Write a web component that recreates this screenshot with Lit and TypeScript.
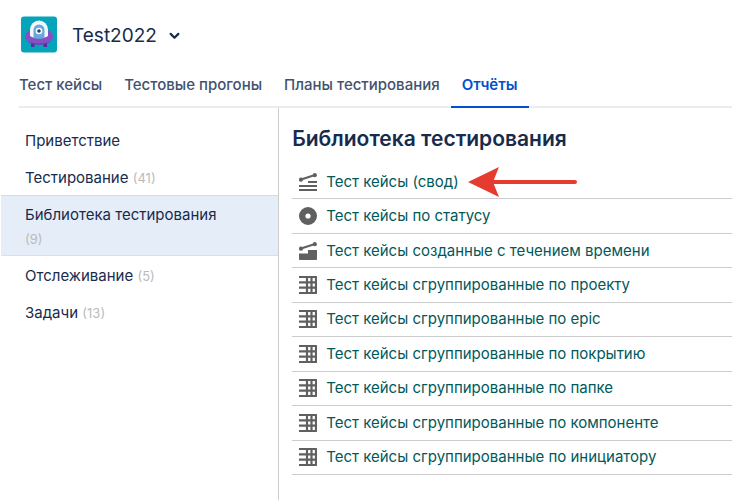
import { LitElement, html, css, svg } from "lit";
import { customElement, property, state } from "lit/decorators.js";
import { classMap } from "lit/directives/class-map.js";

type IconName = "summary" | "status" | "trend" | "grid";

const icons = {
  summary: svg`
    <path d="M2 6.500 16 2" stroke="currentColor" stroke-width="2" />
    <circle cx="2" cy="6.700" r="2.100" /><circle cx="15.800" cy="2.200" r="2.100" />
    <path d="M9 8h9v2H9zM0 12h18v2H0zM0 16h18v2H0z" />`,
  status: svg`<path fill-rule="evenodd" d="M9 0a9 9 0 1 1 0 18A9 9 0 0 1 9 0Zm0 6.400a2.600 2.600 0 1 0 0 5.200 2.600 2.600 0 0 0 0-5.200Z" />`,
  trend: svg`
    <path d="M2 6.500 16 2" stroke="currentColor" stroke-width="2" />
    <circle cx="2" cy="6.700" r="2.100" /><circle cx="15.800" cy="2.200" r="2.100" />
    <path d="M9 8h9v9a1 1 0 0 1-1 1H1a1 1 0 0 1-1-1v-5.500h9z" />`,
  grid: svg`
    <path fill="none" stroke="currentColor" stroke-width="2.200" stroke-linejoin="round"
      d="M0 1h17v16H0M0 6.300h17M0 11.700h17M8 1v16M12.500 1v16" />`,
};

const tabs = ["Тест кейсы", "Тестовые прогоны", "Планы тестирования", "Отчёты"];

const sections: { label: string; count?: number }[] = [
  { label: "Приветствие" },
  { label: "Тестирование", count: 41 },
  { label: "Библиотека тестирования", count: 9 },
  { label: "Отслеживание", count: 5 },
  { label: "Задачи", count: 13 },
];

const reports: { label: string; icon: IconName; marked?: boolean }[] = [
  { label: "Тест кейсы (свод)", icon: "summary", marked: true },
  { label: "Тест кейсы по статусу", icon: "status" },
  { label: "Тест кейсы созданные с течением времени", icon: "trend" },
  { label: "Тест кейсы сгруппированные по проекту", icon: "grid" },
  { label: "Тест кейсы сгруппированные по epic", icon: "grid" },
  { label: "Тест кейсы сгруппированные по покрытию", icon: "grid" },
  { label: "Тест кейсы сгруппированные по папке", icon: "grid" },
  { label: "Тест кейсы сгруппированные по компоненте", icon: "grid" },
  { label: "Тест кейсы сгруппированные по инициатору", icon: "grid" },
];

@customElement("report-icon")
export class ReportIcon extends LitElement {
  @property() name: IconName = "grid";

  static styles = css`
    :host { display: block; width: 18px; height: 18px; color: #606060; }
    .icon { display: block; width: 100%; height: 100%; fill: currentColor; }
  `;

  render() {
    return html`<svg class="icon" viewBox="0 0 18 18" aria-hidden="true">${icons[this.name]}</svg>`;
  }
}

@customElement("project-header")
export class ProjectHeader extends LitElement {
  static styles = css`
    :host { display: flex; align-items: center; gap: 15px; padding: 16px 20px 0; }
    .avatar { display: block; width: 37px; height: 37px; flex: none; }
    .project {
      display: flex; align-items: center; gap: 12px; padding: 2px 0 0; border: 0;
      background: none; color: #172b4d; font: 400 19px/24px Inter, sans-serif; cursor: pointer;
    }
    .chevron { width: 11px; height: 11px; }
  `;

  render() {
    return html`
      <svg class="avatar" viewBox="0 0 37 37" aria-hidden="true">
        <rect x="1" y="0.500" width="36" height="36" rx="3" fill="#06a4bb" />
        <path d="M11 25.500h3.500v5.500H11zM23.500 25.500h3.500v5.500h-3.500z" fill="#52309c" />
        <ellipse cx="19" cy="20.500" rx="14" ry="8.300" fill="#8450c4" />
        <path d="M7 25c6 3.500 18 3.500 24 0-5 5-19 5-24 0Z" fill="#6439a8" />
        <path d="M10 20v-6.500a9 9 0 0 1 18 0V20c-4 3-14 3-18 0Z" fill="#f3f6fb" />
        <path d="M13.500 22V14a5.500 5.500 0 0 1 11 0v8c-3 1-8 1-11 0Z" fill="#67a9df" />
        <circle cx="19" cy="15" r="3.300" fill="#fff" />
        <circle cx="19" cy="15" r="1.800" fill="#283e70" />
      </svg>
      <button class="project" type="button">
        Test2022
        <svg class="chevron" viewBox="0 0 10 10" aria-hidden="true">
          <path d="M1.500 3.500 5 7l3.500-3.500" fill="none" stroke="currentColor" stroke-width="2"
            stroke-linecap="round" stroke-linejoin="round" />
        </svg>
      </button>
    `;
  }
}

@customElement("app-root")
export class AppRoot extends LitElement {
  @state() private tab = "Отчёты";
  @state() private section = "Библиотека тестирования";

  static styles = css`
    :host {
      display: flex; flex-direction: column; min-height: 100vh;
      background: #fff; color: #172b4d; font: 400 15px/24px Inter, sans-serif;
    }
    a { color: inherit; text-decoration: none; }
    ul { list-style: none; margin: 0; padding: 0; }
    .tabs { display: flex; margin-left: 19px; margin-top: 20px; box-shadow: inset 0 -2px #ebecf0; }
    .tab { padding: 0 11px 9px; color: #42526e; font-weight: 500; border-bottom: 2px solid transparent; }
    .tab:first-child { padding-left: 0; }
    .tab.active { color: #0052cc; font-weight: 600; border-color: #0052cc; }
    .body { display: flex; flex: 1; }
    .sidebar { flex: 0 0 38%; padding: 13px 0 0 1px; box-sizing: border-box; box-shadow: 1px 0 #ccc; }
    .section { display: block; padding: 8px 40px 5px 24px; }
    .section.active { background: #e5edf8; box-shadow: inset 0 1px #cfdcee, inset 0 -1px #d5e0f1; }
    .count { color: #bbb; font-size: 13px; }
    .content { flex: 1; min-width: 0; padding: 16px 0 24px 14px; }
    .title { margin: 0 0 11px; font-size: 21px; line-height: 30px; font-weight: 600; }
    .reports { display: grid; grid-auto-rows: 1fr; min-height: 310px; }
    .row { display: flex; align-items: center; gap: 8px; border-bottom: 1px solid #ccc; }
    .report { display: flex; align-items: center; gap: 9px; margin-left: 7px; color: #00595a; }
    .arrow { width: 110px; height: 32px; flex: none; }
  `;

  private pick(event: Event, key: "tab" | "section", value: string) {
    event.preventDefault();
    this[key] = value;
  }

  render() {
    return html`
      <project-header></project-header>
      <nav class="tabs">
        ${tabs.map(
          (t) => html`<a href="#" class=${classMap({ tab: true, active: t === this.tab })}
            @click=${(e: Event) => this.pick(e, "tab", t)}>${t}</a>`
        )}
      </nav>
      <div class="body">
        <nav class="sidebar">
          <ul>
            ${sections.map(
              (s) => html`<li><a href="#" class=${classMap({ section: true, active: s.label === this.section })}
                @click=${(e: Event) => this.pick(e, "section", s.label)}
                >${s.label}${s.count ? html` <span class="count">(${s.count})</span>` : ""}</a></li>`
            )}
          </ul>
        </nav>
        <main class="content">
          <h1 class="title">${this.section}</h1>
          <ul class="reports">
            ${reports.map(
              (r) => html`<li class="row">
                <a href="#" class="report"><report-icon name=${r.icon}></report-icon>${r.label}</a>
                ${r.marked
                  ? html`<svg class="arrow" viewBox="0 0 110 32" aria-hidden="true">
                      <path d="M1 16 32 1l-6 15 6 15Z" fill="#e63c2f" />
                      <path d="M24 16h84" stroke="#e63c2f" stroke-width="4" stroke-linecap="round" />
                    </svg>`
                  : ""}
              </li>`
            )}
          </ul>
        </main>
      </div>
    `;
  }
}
══════════
> Stated problem:
Sift the material for lines with the string "this". Copy each one found.

> Output below:
Write a web component that recreates this screenshot with Lit and TypeScript.
    return html`<svg class="icon" viewBox="0 0 18 18" aria-hidden="true">${icons[this.name]}</svg>`;
    this[key] = value;
          (t) => html`<a href="#" class=${classMap({ tab: true, active: t === this.tab })}
            @click=${(e: Event) => this.pick(e, "tab", t)}>${t}</a>`
              (s) => html`<li><a href="#" class=${classMap({ section: true, active: s.label === this.section })}
                @click=${(e: Event) => this.pick(e, "section", s.label)}
          <h1 class="title">${this.section}</h1>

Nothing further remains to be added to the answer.